* Aim:
Give a verbatim copy of the lines below, minus the pictures.

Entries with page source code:
***
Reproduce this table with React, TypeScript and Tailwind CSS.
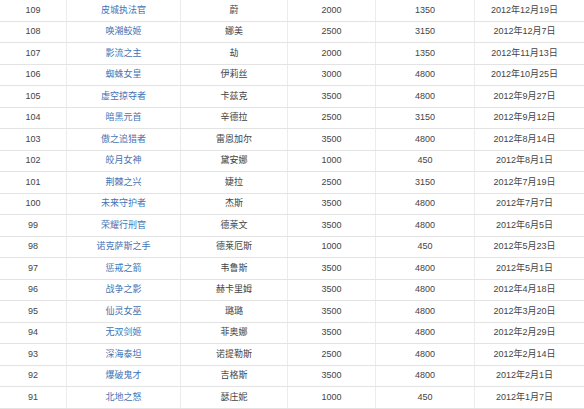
// Champion release list — plain bordered table, link-coloured titles.
type Row = [number, string, string, number, number, string];

const ROWS: Row[] = [
  [109, '皮城执法官', '蔚', 2000, 1350, '2012年12月19日'],
  [108, '唤潮鲛姬', '娜美', 2500, 3150, '2012年12月7日'],
  [107, '影流之主', '劫', 2000, 1350, '2012年11月13日'],
  [106, '蜘蛛女皇', '伊莉丝', 3000, 4800, '2012年10月25日'],
  [105, '虚空掠夺者', '卡兹克', 3500, 4800, '2012年9月27日'],
  [104, '暗黑元首', '辛德拉', 2500, 3150, '2012年9月12日'],
  [103, '傲之追猎者', '雷恩加尔', 3500, 4800, '2012年8月14日'],
  [102, '皎月女神', '黛安娜', 1000, 450, '2012年8月1日'],
  [101, '荆棘之兴', '婕拉', 2500, 3150, '2012年7月19日'],
  [100, '未来守护者', '杰斯', 3500, 4800, '2012年7月7日'],
  [99, '荣耀行刑官', '德莱文', 3500, 4800, '2012年6月5日'],
  [98, '诺克萨斯之手', '德莱厄斯', 1000, 450, '2012年5月23日'],
  [97, '惩戒之箭', '韦鲁斯', 3500, 4800, '2012年5月1日'],
  [96, '战争之影', '赫卡里姆', 3500, 4800, '2012年4月18日'],
  [95, '仙灵女巫', '璐璐', 3500, 4800, '2012年3月20日'],
  [94, '无双剑姬', '菲奥娜', 3500, 4800, '2012年2月29日'],
  [93, '深海泰坦', '诺提勒斯', 2500, 4800, '2012年2月14日'],
  [92, '爆破鬼才', '吉格斯', 3500, 4800, '2012年2月1日'],
  [91, '北地之怒', '瑟庄妮', 1000, 450, '2012年1月7日'],
];

const cell = 'flex items-center justify-center border-l border-[#ececec] first:border-l-0';

export default function App() {
  return (
    <div
      className="w-[584px] h-[409px] overflow-hidden bg-white text-[9px] text-[#444]"
      style={{ fontFamily: '"Liberation Sans", Arial, "Noto Sans CJK SC", sans-serif' }}
    >
      {ROWS.map(([id, title, name, ip, rp, date]) => (
        <div
          key={id}
          className="grid grid-cols-[66px_114px_107px_88px_99px_100px_1fr] h-[21.5px] border-b border-[#e3e3e3]"
        >
          <div className={cell}>{id}</div>
          <div className={`${cell} text-[#3f74b5]`}>{title}</div>
          <div className={cell}>{name}</div>
          <div className={cell}>{ip}</div>
          <div className={cell}>{rp}</div>
          <div className={cell}>{date}</div>
          <div />
        </div>
      ))}
    </div>
  );
}
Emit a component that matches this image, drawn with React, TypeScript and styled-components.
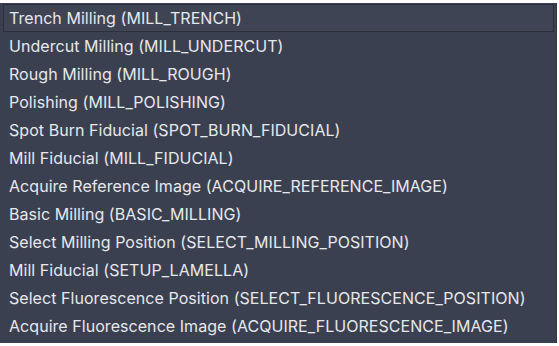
import styled, { createGlobalStyle } from "styled-components";

const GlobalStyle = createGlobalStyle`
    html, body {
        margin: 0;
        padding: 0;
        background: #ffffff;
    }
`

const items = [
    { label: 'Trench Milling', id: 'MILL_TRENCH' },
    { label: 'Undercut Milling', id: 'MILL_UNDERCUT' },
    { label: 'Rough Milling', id: 'MILL_ROUGH' },
    { label: 'Polishing', id: 'MILL_POLISHING' },
    { label: 'Spot Burn Fiducial', id: 'SPOT_BURN_FIDUCIAL' },
    { label: 'Mill Fiducial', id: 'MILL_FIDUCIAL' },
    { label: 'Acquire Reference Image', id: 'ACQUIRE_REFERENCE_IMAGE' },
    { label: 'Basic Milling', id: 'BASIC_MILLING' },
    { label: 'Select Milling Position', id: 'SELECT_MILLING_POSITION' },
    { label: 'Mill Fiducial', id: 'SETUP_LAMELLA' },
    { label: 'Select Fluorescence Position', id: 'SELECT_FLUORESCENCE_POSITION' },
    { label: 'Acquire Fluorescence Image', id: 'ACQUIRE_FLUORESCENCE_IMAGE' },
]

const Page = styled.div`
    padding: 3px 2px 4px 0;
    width: 559px;
    box-sizing: border-box;
`

const List = styled.ul`
    list-style: none;
    margin: 0;
    padding: 1px 0 3px;
    background: #3b4050;
    border-right: 1px solid #343947;
    display: flex;
    flex-direction: column;
`

interface IItemProps {
    selected?: boolean
}

const Item = styled.li<IItemProps>`
    height: 28px;
    box-sizing: border-box;
    display: flex;
    align-items: center;
    margin: 0 2px 0 3px;
    padding-left: 5px;
    font-family: "Inter", "Liberation Sans", sans-serif;
    font-size: 16px;
    letter-spacing: 0.05px;
    color: #e6e8ec;
    white-space: nowrap;
    background: ${(props) => props.selected ? '#3e4454' : 'transparent'};
    border: 1px solid ${(props) => props.selected ? '#2c303b' : 'transparent'};
`

export default function App() {
    return (
        <>
            <GlobalStyle />
            <Page>
                <List>
                    {items.map((item, i) => (
                        <Item key={i} selected={i === 0}>
                            {item.label} ({item.id})
                        </Item>
                    ))}
                </List>
            </Page>
        </>
    )
}
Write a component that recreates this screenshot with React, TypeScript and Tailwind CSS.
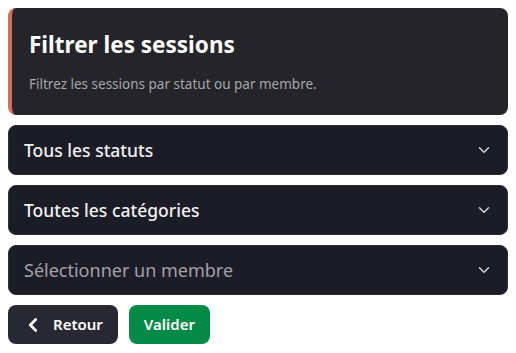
import { ChevronDown, ChevronLeft } from 'lucide-react';

const selects = [
  { label: 'Tous les statuts', placeholder: false },
  { label: 'Toutes les catégories', placeholder: false },
  { label: 'Sélectionner un membre', placeholder: true },
];

export default function App() {
  return (
    <div className="min-h-[353px] w-[516px] bg-white p-2 font-['Noto_Sans',sans-serif]">
      <div className="flex flex-col gap-[10px]">
        <div className="h-[107px] rounded-lg border-l-4 border-[#d0705a] bg-[#242429] pl-[17px] pt-[22px]">
          <h2 className="text-[22.5px] font-bold leading-[30px] text-white">Filtrer les sessions</h2>
          <p className="mt-[14px] text-[13.5px] text-[#a6a6ad]">Filtrez les sessions par statut ou par membre.</p>
        </div>

        {selects.map((s) => (
          <div
            key={s.label}
            className="flex h-[50px] items-center justify-between rounded-lg border border-[#2e2e38] bg-[#1c1c26] pl-[15px] pr-[14px]"
          >
            <span className={`${s.placeholder ? 'text-[18px] text-[#a1a1aa]' : 'text-[17.5px] font-medium text-[#f1f1f3]'}`}>
              {s.label}
            </span>
            <ChevronDown size={18} strokeWidth={2} className="text-[#d4d4d8]" />
          </div>
        ))}

        <div className="flex gap-[11px]">
          <button className="flex h-[39px] items-center gap-[9px] rounded-lg bg-[#282832] pl-[14px] pr-[15px] text-[15px] font-semibold text-white">
            <ChevronLeft size={22} strokeWidth={3} />
            Retour
          </button>
          <button className="h-[39px] rounded-lg bg-[#038a47] px-[15px] text-[15px] font-semibold text-white">
            Valider
          </button>
        </div>
      </div>
    </div>
  );
}
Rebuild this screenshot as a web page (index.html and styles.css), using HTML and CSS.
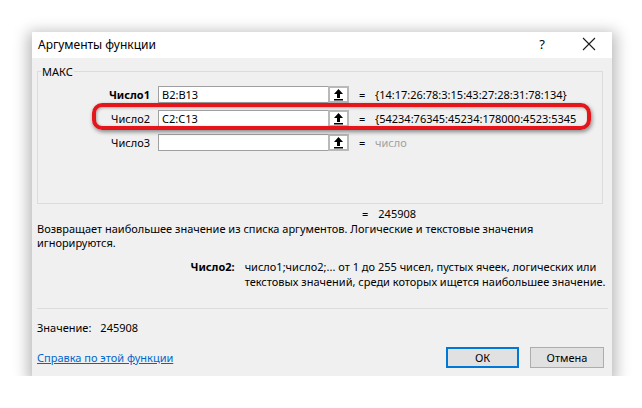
***
* Exercise solution:
Reproduce this table with React, TypeScript and Tailwind CSS.
// Champion release list — plain bordered table, link-coloured titles.
type Row = [number, string, string, number, number, string];

const ROWS: Row[] = [
  [109, '皮城执法官', '蔚', 2000, 1350, '2012年12月19日'],
  [108, '唤潮鲛姬', '娜美', 2500, 3150, '2012年12月7日'],
  [107, '影流之主', '劫', 2000, 1350, '2012年11月13日'],
  [106, '蜘蛛女皇', '伊莉丝', 3000, 4800, '2012年10月25日'],
  [105, '虚空掠夺者', '卡兹克', 3500, 4800, '2012年9月27日'],
  [104, '暗黑元首', '辛德拉', 2500, 3150, '2012年9月12日'],
  [103, '傲之追猎者', '雷恩加尔', 3500, 4800, '2012年8月14日'],
  [102, '皎月女神', '黛安娜', 1000, 450, '2012年8月1日'],
  [101, '荆棘之兴', '婕拉', 2500, 3150, '2012年7月19日'],
  [100, '未来守护者', '杰斯', 3500, 4800, '2012年7月7日'],
  [99, '荣耀行刑官', '德莱文', 3500, 4800, '2012年6月5日'],
  [98, '诺克萨斯之手', '德莱厄斯', 1000, 450, '2012年5月23日'],
  [97, '惩戒之箭', '韦鲁斯', 3500, 4800, '2012年5月1日'],
  [96, '战争之影', '赫卡里姆', 3500, 4800, '2012年4月18日'],
  [95, '仙灵女巫', '璐璐', 3500, 4800, '2012年3月20日'],
  [94, '无双剑姬', '菲奥娜', 3500, 4800, '2012年2月29日'],
  [93, '深海泰坦', '诺提勒斯', 2500, 4800, '2012年2月14日'],
  [92, '爆破鬼才', '吉格斯', 3500, 4800, '2012年2月1日'],
  [91, '北地之怒', '瑟庄妮', 1000, 450, '2012年1月7日'],
];

const cell = 'flex items-center justify-center border-l border-[#ececec] first:border-l-0';

export default function App() {
  return (
    <div
      className="w-[584px] h-[409px] overflow-hidden bg-white text-[9px] text-[#444]"
      style={{ fontFamily: '"Liberation Sans", Arial, "Noto Sans CJK SC", sans-serif' }}
    >
      {ROWS.map(([id, title, name, ip, rp, date]) => (
        <div
          key={id}
          className="grid grid-cols-[66px_114px_107px_88px_99px_100px_1fr] h-[21.5px] border-b border-[#e3e3e3]"
        >
          <div className={cell}>{id}</div>
          <div className={`${cell} text-[#3f74b5]`}>{title}</div>
          <div className={cell}>{name}</div>
          <div className={cell}>{ip}</div>
          <div className={cell}>{rp}</div>
          <div className={cell}>{date}</div>
          <div />
        </div>
      ))}
    </div>
  );
}
Emit a component that matches this image, drawn with React, TypeScript and styled-components.
import styled, { createGlobalStyle } from "styled-components";

const GlobalStyle = createGlobalStyle`
    html, body {
        margin: 0;
        padding: 0;
        background: #ffffff;
    }
`

const items = [
    { label: 'Trench Milling', id: 'MILL_TRENCH' },
    { label: 'Undercut Milling', id: 'MILL_UNDERCUT' },
    { label: 'Rough Milling', id: 'MILL_ROUGH' },
    { label: 'Polishing', id: 'MILL_POLISHING' },
    { label: 'Spot Burn Fiducial', id: 'SPOT_BURN_FIDUCIAL' },
    { label: 'Mill Fiducial', id: 'MILL_FIDUCIAL' },
    { label: 'Acquire Reference Image', id: 'ACQUIRE_REFERENCE_IMAGE' },
    { label: 'Basic Milling', id: 'BASIC_MILLING' },
    { label: 'Select Milling Position', id: 'SELECT_MILLING_POSITION' },
    { label: 'Mill Fiducial', id: 'SETUP_LAMELLA' },
    { label: 'Select Fluorescence Position', id: 'SELECT_FLUORESCENCE_POSITION' },
    { label: 'Acquire Fluorescence Image', id: 'ACQUIRE_FLUORESCENCE_IMAGE' },
]

const Page = styled.div`
    padding: 3px 2px 4px 0;
    width: 559px;
    box-sizing: border-box;
`

const List = styled.ul`
    list-style: none;
    margin: 0;
    padding: 1px 0 3px;
    background: #3b4050;
    border-right: 1px solid #343947;
    display: flex;
    flex-direction: column;
`

interface IItemProps {
    selected?: boolean
}

const Item = styled.li<IItemProps>`
    height: 28px;
    box-sizing: border-box;
    display: flex;
    align-items: center;
    margin: 0 2px 0 3px;
    padding-left: 5px;
    font-family: "Inter", "Liberation Sans", sans-serif;
    font-size: 16px;
    letter-spacing: 0.05px;
    color: #e6e8ec;
    white-space: nowrap;
    background: ${(props) => props.selected ? '#3e4454' : 'transparent'};
    border: 1px solid ${(props) => props.selected ? '#2c303b' : 'transparent'};
`

export default function App() {
    return (
        <>
            <GlobalStyle />
            <Page>
                <List>
                    {items.map((item, i) => (
                        <Item key={i} selected={i === 0}>
                            {item.label} ({item.id})
                        </Item>
                    ))}
                </List>
            </Page>
        </>
    )
}
Write a component that recreates this screenshot with React, TypeScript and Tailwind CSS.
import { ChevronDown, ChevronLeft } from 'lucide-react';

const selects = [
  { label: 'Tous les statuts', placeholder: false },
  { label: 'Toutes les catégories', placeholder: false },
  { label: 'Sélectionner un membre', placeholder: true },
];

export default function App() {
  return (
    <div className="min-h-[353px] w-[516px] bg-white p-2 font-['Noto_Sans',sans-serif]">
      <div className="flex flex-col gap-[10px]">
        <div className="h-[107px] rounded-lg border-l-4 border-[#d0705a] bg-[#242429] pl-[17px] pt-[22px]">
          <h2 className="text-[22.5px] font-bold leading-[30px] text-white">Filtrer les sessions</h2>
          <p className="mt-[14px] text-[13.5px] text-[#a6a6ad]">Filtrez les sessions par statut ou par membre.</p>
        </div>

        {selects.map((s) => (
          <div
            key={s.label}
            className="flex h-[50px] items-center justify-between rounded-lg border border-[#2e2e38] bg-[#1c1c26] pl-[15px] pr-[14px]"
          >
            <span className={`${s.placeholder ? 'text-[18px] text-[#a1a1aa]' : 'text-[17.5px] font-medium text-[#f1f1f3]'}`}>
              {s.label}
            </span>
            <ChevronDown size={18} strokeWidth={2} className="text-[#d4d4d8]" />
          </div>
        ))}

        <div className="flex gap-[11px]">
          <button className="flex h-[39px] items-center gap-[9px] rounded-lg bg-[#282832] pl-[14px] pr-[15px] text-[15px] font-semibold text-white">
            <ChevronLeft size={22} strokeWidth={3} />
            Retour
          </button>
          <button className="h-[39px] rounded-lg bg-[#038a47] px-[15px] text-[15px] font-semibold text-white">
            Valider
          </button>
        </div>
      </div>
    </div>
  );
}
Rebuild this screenshot as a web page (index.html and styles.css), using HTML and CSS.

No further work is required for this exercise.